4. BJJ – There is grappling in sambo but it’s nowhere near on the level of BJJ when it comes to submissions and defense. The BJJ closed guard isn’t used that much in sambo. That can be a problem when transitioning to MMA because everyone there knows how to use the closed guard to defend themselves on the ground, to attack for submissions (armbars, triangle chokes, Omo platas) or to use sweeps.
Sambo fighters should 100% work on their BJJ before transitioning.
Sambo for self-defense
Sambo can be super effective for self-defense. Here are the main reasons why:
1. Quick fight: The main idea of sambo is to finish the fight as quickly as possible which is super important in a “street fight” scenario.
That’s a big difference between sambo and MMA, where MMA is a long contest and fighters approach it more strategically. That’s why they often start the first round slow. They know they have plenty of time and they want to first feel their opponent before becoming more aggressive.
On the other hand, sambo fights are short and you need to be quick and explosive and that is much more important for self-defense.
2. Throws: Avoiding fighting on the ground is a good idea when it comes to street fights. You don’t know if you’ll get attacked by more people when trying to control someone on the ground.
The goal of sambo throws is to remain standing while throwing your opponent on the ground with significant force. That way you stop the attacker quickly without risking fighting him on the ground.
3. Jacket: Some people think that Gi training (in BJJ; judo; sambo) is unrealistic but the jacket and the pants actually simulate the normal clothing pretty well.
In samba, the jacket is not only utilized to throw but also to choke out your opponent.
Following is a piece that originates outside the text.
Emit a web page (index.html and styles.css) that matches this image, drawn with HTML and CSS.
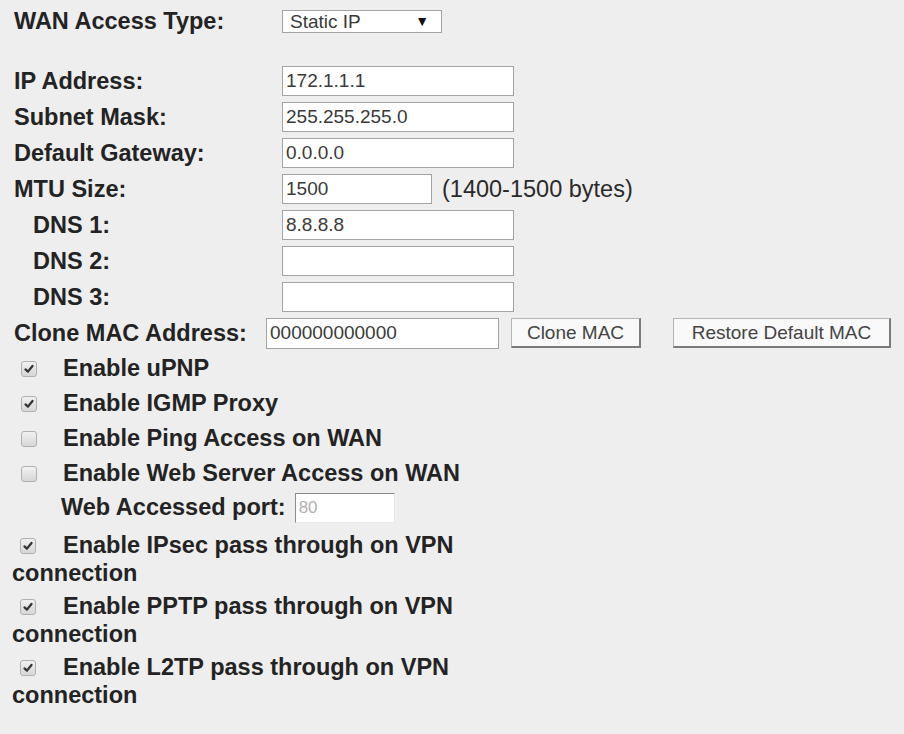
FILE: index.html
```html
<!DOCTYPE html>
<html lang="en">
<head>
  <meta charset="UTF-8" />
  <meta name="viewport" content="width=device-width, initial-scale=1.0">
  <title>WAN Interface Setup</title>
  <link rel="stylesheet" href="styles.css">
</head>
<body>
  <form class="form">

    <!-- WAN type -->
    <div class="row row-type">
      <label class="lbl">WAN Access Type:</label>
      <div class="sel-wrap">
        <select class="sel" name="wanType">
          <option>Static IP</option>
          <option>DHCP Client</option>
          <option>PPPoE</option>
        </select>
        <span class="sel-arrow">&#9660;</span>
      </div>
    </div>

    <!-- static settings -->
    <div class="row">
      <label class="lbl">IP Address:</label>
      <input type="text" class="txt" name="ip" value="172.1.1.1">
    </div>
    <div class="row">
      <label class="lbl">Subnet Mask:</label>
      <input type="text" class="txt" name="mask" value="255.255.255.0">
    </div>
    <div class="row">
      <label class="lbl">Default Gateway:</label>
      <input type="text" class="txt" name="gateway" value="0.0.0.0">
    </div>
    <div class="row">
      <label class="lbl">MTU Size:</label>
      <input type="text" class="txt short" name="mtu" value="1500">
      <span class="hint">(1400-1500 bytes)</span>
    </div>
    <div class="row">
      <label class="lbl indent">DNS 1:</label>
      <input type="text" class="txt" name="dns1" value="8.8.8.8">
    </div>
    <div class="row">
      <label class="lbl indent">DNS 2:</label>
      <input type="text" class="txt" name="dns2" value="">
    </div>
    <div class="row">
      <label class="lbl indent">DNS 3:</label>
      <input type="text" class="txt" name="dns3" value="">
    </div>

    <!-- MAC -->
    <div class="row mac-row">
      <label class="lbl mac-lbl">Clone MAC Address:</label>
      <input type="text" class="txt mac" name="mac" value="000000000000">
      <button type="button" class="btn btn-clone">Clone MAC</button>
      <button type="button" class="btn btn-restore">Restore Default MAC</button>
    </div>

    <!-- options -->
    <div class="check-row">
      <span class="box on"><svg viewBox="0 0 16 16"><path d="M4 8.5 L6.8 11 L12 4.5"/></svg></span>
      <span>Enable uPNP</span>
    </div>
    <div class="check-row">
      <span class="box on"><svg viewBox="0 0 16 16"><path d="M4 8.5 L6.8 11 L12 4.5"/></svg></span>
      <span>Enable IGMP Proxy</span>
    </div>
    <div class="check-row">
      <span class="box"></span>
      <span>Enable Ping Access on WAN</span>
    </div>
    <div class="check-row">
      <span class="box"></span>
      <span>Enable Web Server Access on WAN</span>
    </div>
    <div class="port-row">
      <span>Web Accessed port:</span>
      <input type="text" class="port" name="webPort" value="80" disabled>
    </div>

    <!-- VPN passthrough -->
    <div class="vpn">
      <p class="vpn-item"><span class="box on"><svg viewBox="0 0 16 16"><path d="M4 8.5 L6.8 11 L12 4.5"/></svg></span>Enable IPsec pass through on VPN connection</p>
      <p class="vpn-item"><span class="box on"><svg viewBox="0 0 16 16"><path d="M4 8.5 L6.8 11 L12 4.5"/></svg></span>Enable PPTP pass through on VPN connection</p>
      <p class="vpn-item"><span class="box on"><svg viewBox="0 0 16 16"><path d="M4 8.5 L6.8 11 L12 4.5"/></svg></span>Enable L2TP pass through on VPN connection</p>
    </div>

  </form>
</body>
</html>
```

FILE: styles.css
```css
body {
  margin: 0;
  background: #eeeeee;
  font-family: "Liberation Sans", Arial, sans-serif;
  color: #232323;
}

.form {
  padding-left: 12px;
}

.row {
  display: flex;
  align-items: center;
  height: 36px;
}

.row-type {
  height: 28px;
  margin-top: 7px;
  margin-bottom: 28px;
}

.lbl {
  flex: none;
  width: 270px;
  padding-left: 2px;
  box-sizing: border-box;
  font-size: 23.5px;
  font-weight: bold;
}
.lbl.indent { padding-left: 21px; }

/* select without native arrow */
.sel-wrap {
  position: relative;
  width: 160px;
  height: 23px;
}
.sel {
  appearance: none;
  -webkit-appearance: none;
  width: 100%;
  height: 100%;
  margin: 0;
  padding: 0 7px;
  border: 1px solid #a3a3a3;
  border-radius: 0;
  background: #fff;
  color: #3a3a3a;
  font-family: "Liberation Sans", Arial, sans-serif;
  font-size: 19px;
}
.sel-arrow {
  position: absolute;
  right: 13px;
  top: 3px;
  font-size: 14px;
  color: #111;
  pointer-events: none;
}

.txt {
  width: 232px;
  height: 30px;
  box-sizing: border-box;
  margin: 0;
  padding: 0 3px;
  border: 1px solid #a3a3a3;
  background: #fff;
  color: #3a3a3a;
  font-family: "Liberation Sans", Arial, sans-serif;
  font-size: 19px;
}
.txt.short { width: 150px; }

.hint {
  margin-left: 10px;
  font-size: 23.5px;
  color: #2a2a2a;
}

.mac-row { height: 36px; }
.lbl.mac-lbl { width: 254px; }
.txt.mac { width: 233px; height: 31px; }

.btn {
  height: 30px;
  margin: 0;
  padding: 0;
  background: #f9f9f9;
  border: 1px solid #b5b5b5;
  border-right: 2px solid #7a7a7a;
  border-bottom: 2px solid #7a7a7a;
  color: #444;
  font-family: "Liberation Sans", Arial, sans-serif;
  font-size: 19px;
}
.btn-clone {
  width: 130px;
  margin-left: 12px;
}
.btn-restore {
  width: 218px;
  margin-left: 32px;
}

/* checkboxes */
.box {
  display: inline-block;
  width: 16px;
  height: 16px;
  box-sizing: border-box;
  border: 1px solid #b0b0b0;
  border-radius: 3px;
  background: linear-gradient(#f1f1f1, #d6d6d6);
}
.box svg {
  display: block;
  width: 100%;
  height: 100%;
}
.box path {
  fill: none;
  stroke: #333;
  stroke-width: 2.6;
  stroke-linecap: round;
  stroke-linejoin: round;
}

.check-row {
  display: flex;
  align-items: center;
  height: 35px;
  font-size: 23.5px;
  font-weight: bold;
}
.check-row .box {
  margin-left: 9px;
  margin-right: 26px;
}

.port-row {
  display: flex;
  align-items: center;
  gap: 9px;
  height: 33px;
  padding-left: 49px;
  font-size: 23.5px;
  font-weight: bold;
}
.port {
  width: 100px;
  height: 30px;
  box-sizing: border-box;
  margin: 0;
  padding: 0 3px;
  border: 1px solid;
  border-color: #8c8c8c #e8e8e8 #e8e8e8 #8c8c8c;
  background: #fff;
  color: #b0b0b0;
  font-family: "Liberation Sans", Arial, sans-serif;
  font-size: 17px;
}

.vpn {
  width: 480px;
  margin-top: 7px;
}
.vpn-item {
  margin: 0 0 5px;
  line-height: 28px;
  font-size: 23.5px;
  font-weight: bold;
}
.vpn-item .box {
  margin-left: 8px;
  margin-right: 27px;
  vertical-align: -1px;
}
```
And that’s super important, for self-defense you absolutely need to know how to choke someone out by utilizing his shirt/jacket.
There’s a cool video by Keenan Cornelius where he and his friends test different clothes when rolling to see if Gi-BJJ principles can be applied for self-defense. They tested sweatshirts, jackets and even managed to perform chokes using the opponent’s T-shirts. That’s a strong argument for the effectiveness of Gi-BJJ in a streetfight.